Halkyn marble font in St Mary the Virgin Church ,  Halkyn.

This stone was recognised for its ornamental potential in the early nineteenth century, when the Marble quarry  first appears in the will of John Salisbury in 1837.  It qualities are amply displayed at Halkyn church, a spectacularly lavish Victorian church built by the First Duke of Westminster in 1877.  At that time the Duke was employing Chester architect John Douglas to extend Halkyn Castle in the Elizabethan style and, finding the existing parish church to be somewhat shabby and, worse still, interfering with the view from the castle, he demolished it entirely and built a new one, also by John Douglas, on a nearby site.  As is often the case with such vanity projects, the unattractive old memorials of the former church were not transferred, except for a Latin-inscribed slab to a former rector, Peter Roberts and  an unexplained but damaged alabaster effigy which hints at an important memorial now lost.

Peter Roberts, Rector, died 1819 must have been fun at dinner ! “In conversation suavis, facetus, hilaris”  – suave, facetious and hilarious  – or at the very least,    ‘Sweet, witty and cheerful’

The master mason who built the new church out of local Gwespyr sandstone was also the owner of the marble quarry at Pant-y-Pwll Dwr, five miles away.  He lost no opportunity to showcase its qualities in the church interior. Four handsome pillars of Halkyn marble separate the nave from the north aisle, the pulpit stands upon a plinth of the stone, and the barrier between nave and chancel is topped with this polished stone.  Typically available in slabs up to 18 inches thick, the massive font is carved from three layers of this particularly impressive rock, with a stem of black marble, probably also of local origin.

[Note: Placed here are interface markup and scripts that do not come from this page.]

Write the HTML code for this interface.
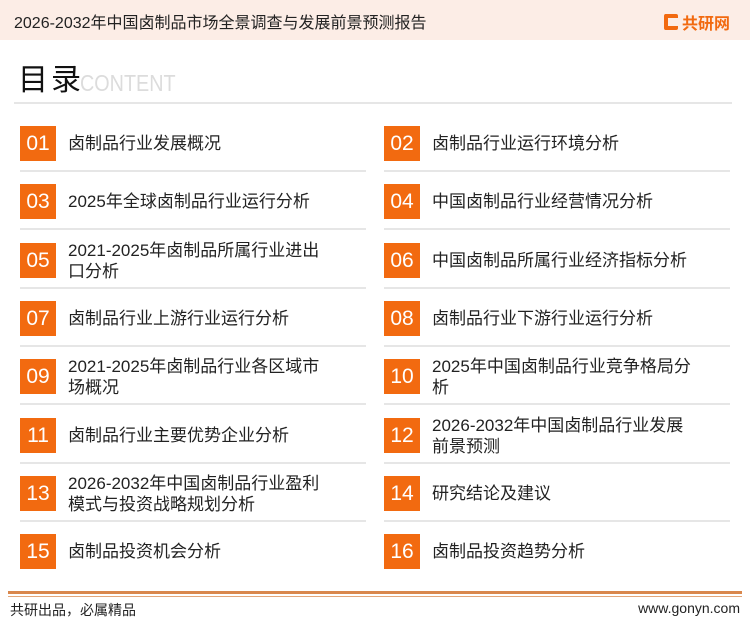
<!DOCTYPE html>
<html><head><meta charset="utf-8"><style>
*{margin:0;padding:0;box-sizing:border-box}
body{width:750px;height:622px;background:#fff;position:relative;overflow:hidden;font-family:"Liberation Sans","Noto Sans CJK SC",sans-serif;color:#222}
.hdr{position:absolute;left:0;top:0;width:750px;height:40px;background:#fcede6}
.hdr .t{position:absolute;left:14px;top:9px;font-size:16px;color:#222}
.logo{position:absolute;left:664px;top:10px;font-size:16px;font-weight:bold;color:#f26a10;display:flex;align-items:center}
.logo i{display:inline-block;width:14px;height:16px;border:4px solid #f26a10;border-right:none;margin-right:4px;border-radius:2px}
.ml{position:absolute;left:18px;top:63px;font-size:30px;color:#111;letter-spacing:3px;line-height:36px}
.ce{position:absolute;left:80px;top:70px;font-size:23px;color:#dcdcdc;transform:scaleX(0.86);transform-origin:left}
.hl{position:absolute;left:14px;top:102px;width:718px;height:2px;background:#e6e6e6}
.it{position:absolute;width:346px;height:58px}
.it .b{position:absolute;left:0;top:0;width:36px;height:35px;background:#f26a10;color:#fff;font-size:21px;text-align:center;line-height:35px}
.it .x{position:absolute;left:48px;top:0;height:35px;display:flex;align-items:center;font-size:17px;line-height:21px;width:300px;color:#222;white-space:nowrap}
.it .l{position:absolute;left:0;top:44px;width:346px;height:2px;background:#e6e6e6}
.f1{position:absolute;left:8px;top:591px;width:734px;height:3px;background:#d9874c}
.f2{position:absolute;left:8px;top:596px;width:734px;height:1px;background:#e3a77a}
.ft{position:absolute;left:10px;top:600px;font-size:14px;color:#222}
.fr{position:absolute;right:10px;top:600px;font-size:14px;color:#222}
</style></head><body>
<div class="hdr"><div class="t">2026-2032年中国卤制品市场全景调查与发展前景预测报告</div><div class="logo"><i></i>共研网</div></div>
<div class="ml">目录</div><div class="ce">CONTENT</div>
<div class="hl"></div>

<div class="it" style="left:20px;top:126px"><div class="b">01</div><div class="x">卤制品行业发展概况</div><div class="l"></div></div>
<div class="it" style="left:384px;top:126px"><div class="b">02</div><div class="x">卤制品行业运行环境分析</div><div class="l"></div></div>
<div class="it" style="left:20px;top:184px"><div class="b">03</div><div class="x">2025年全球卤制品行业运行分析</div><div class="l"></div></div>
<div class="it" style="left:384px;top:184px"><div class="b">04</div><div class="x">中国卤制品行业经营情况分析</div><div class="l"></div></div>
<div class="it" style="left:20px;top:243px"><div class="b">05</div><div class="x">2021-2025年卤制品所属行业进出<br>口分析</div><div class="l"></div></div>
<div class="it" style="left:384px;top:243px"><div class="b">06</div><div class="x">中国卤制品所属行业经济指标分析</div><div class="l"></div></div>
<div class="it" style="left:20px;top:301px"><div class="b">07</div><div class="x">卤制品行业上游行业运行分析</div><div class="l"></div></div>
<div class="it" style="left:384px;top:301px"><div class="b">08</div><div class="x">卤制品行业下游行业运行分析</div><div class="l"></div></div>
<div class="it" style="left:20px;top:359px"><div class="b">09</div><div class="x">2021-2025年卤制品行业各区域市<br>场概况</div><div class="l"></div></div>
<div class="it" style="left:384px;top:359px"><div class="b">10</div><div class="x">2025年中国卤制品行业竞争格局分<br>析</div><div class="l"></div></div>
<div class="it" style="left:20px;top:418px"><div class="b">11</div><div class="x">卤制品行业主要优势企业分析</div><div class="l"></div></div>
<div class="it" style="left:384px;top:418px"><div class="b">12</div><div class="x">2026-2032年中国卤制品行业发展<br>前景预测</div><div class="l"></div></div>
<div class="it" style="left:20px;top:476px"><div class="b">13</div><div class="x">2026-2032年中国卤制品行业盈利<br>模式与投资战略规划分析</div><div class="l"></div></div>
<div class="it" style="left:384px;top:476px"><div class="b">14</div><div class="x">研究结论及建议</div><div class="l"></div></div>
<div class="it" style="left:20px;top:534px"><div class="b">15</div><div class="x">卤制品投资机会分析</div></div>
<div class="it" style="left:384px;top:534px"><div class="b">16</div><div class="x">卤制品投资趋势分析</div></div>

<div class="f1"></div><div class="f2"></div>
<div class="ft">共研出品，必属精品</div><div class="fr">www.gonyn.com</div>
</body></html>
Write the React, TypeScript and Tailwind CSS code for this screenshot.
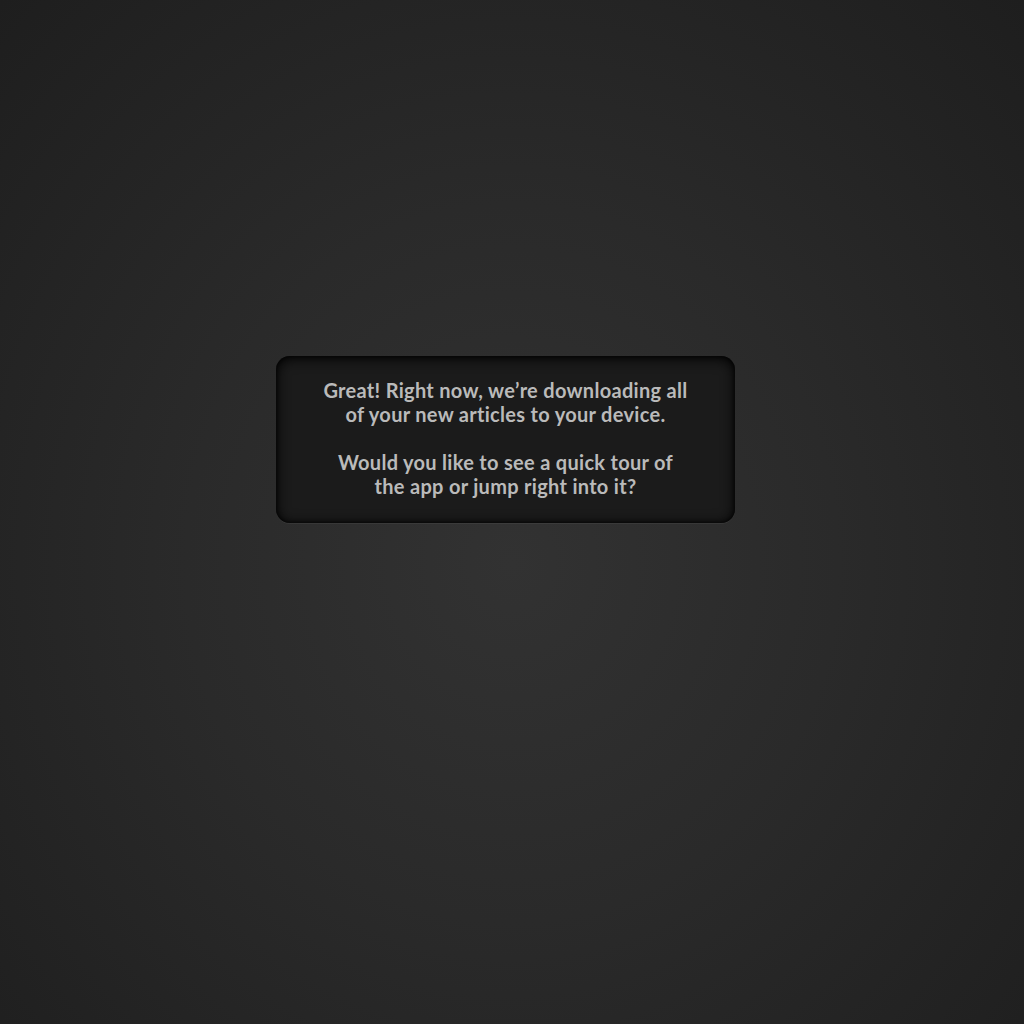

Interior of St Mary the Virgin, Halkyn

Interior stonework in Halkyn Marble

The appeal of this stone comes from the fossils within the grey matrix.  These are the stems of sea lilies – crinoids – which were an abundant form of sessile echinoderm, relatives of sea urchin and starfish.  Cut across they look like beads, cut obliquely whole stems are visible.  At a lesser frequency are large bivalved seashells, – productids – which generally look like curved C-shapes in section.

Pillar formed of blocks of Halkyn marble

Large slabs of Halkyn marble  also went to the Duke of Westminster’s Victorian Eaton Hall which was a gothic turretted monstrosity built to a design by Alfred Waterhouse in the 1880s and demolished  eighty years later.

Eaton Hall in 1907 a photograph by John Steggall                                                                                Public Domain, https://commons.wikimedia.org/w/index.php?curid=1339190

Halkyn marble may well have found its way to other properties of the Grosvenor estate.

The original quarry is long gone, subsumed into a huge Cemex quarry just south of the A55 North Wales Expressway, where these abundant  fossils are ground up to make  road-stone. Adjoining the modern quarry one can still find smaller outcrops in which the crinoid stems are eroded by the weather to stand proud of the surface.

Halkyn marble weathers out to expose the crinoid stems

the disused quarry at Bryn Blewog, just across the road from Pant-y-Pwll Dwr the giant Cemtex quarry.

When dry and unpolished the stone just looks grey, raindrops expose some hint of its potential beauty. It is heartening to know that Gwyn Davies stonemason of nearby Rhes-y-cae was able to obtain 100 tons of quality beds of Halkyn marble from the Cemex quarry, so it is still possible to commission a fireplace or stone slabs to ornament a modern project, or to restore a historic one.  A new piece was used in 2011 to mark the end at Chepstow, of the Wales Coast path.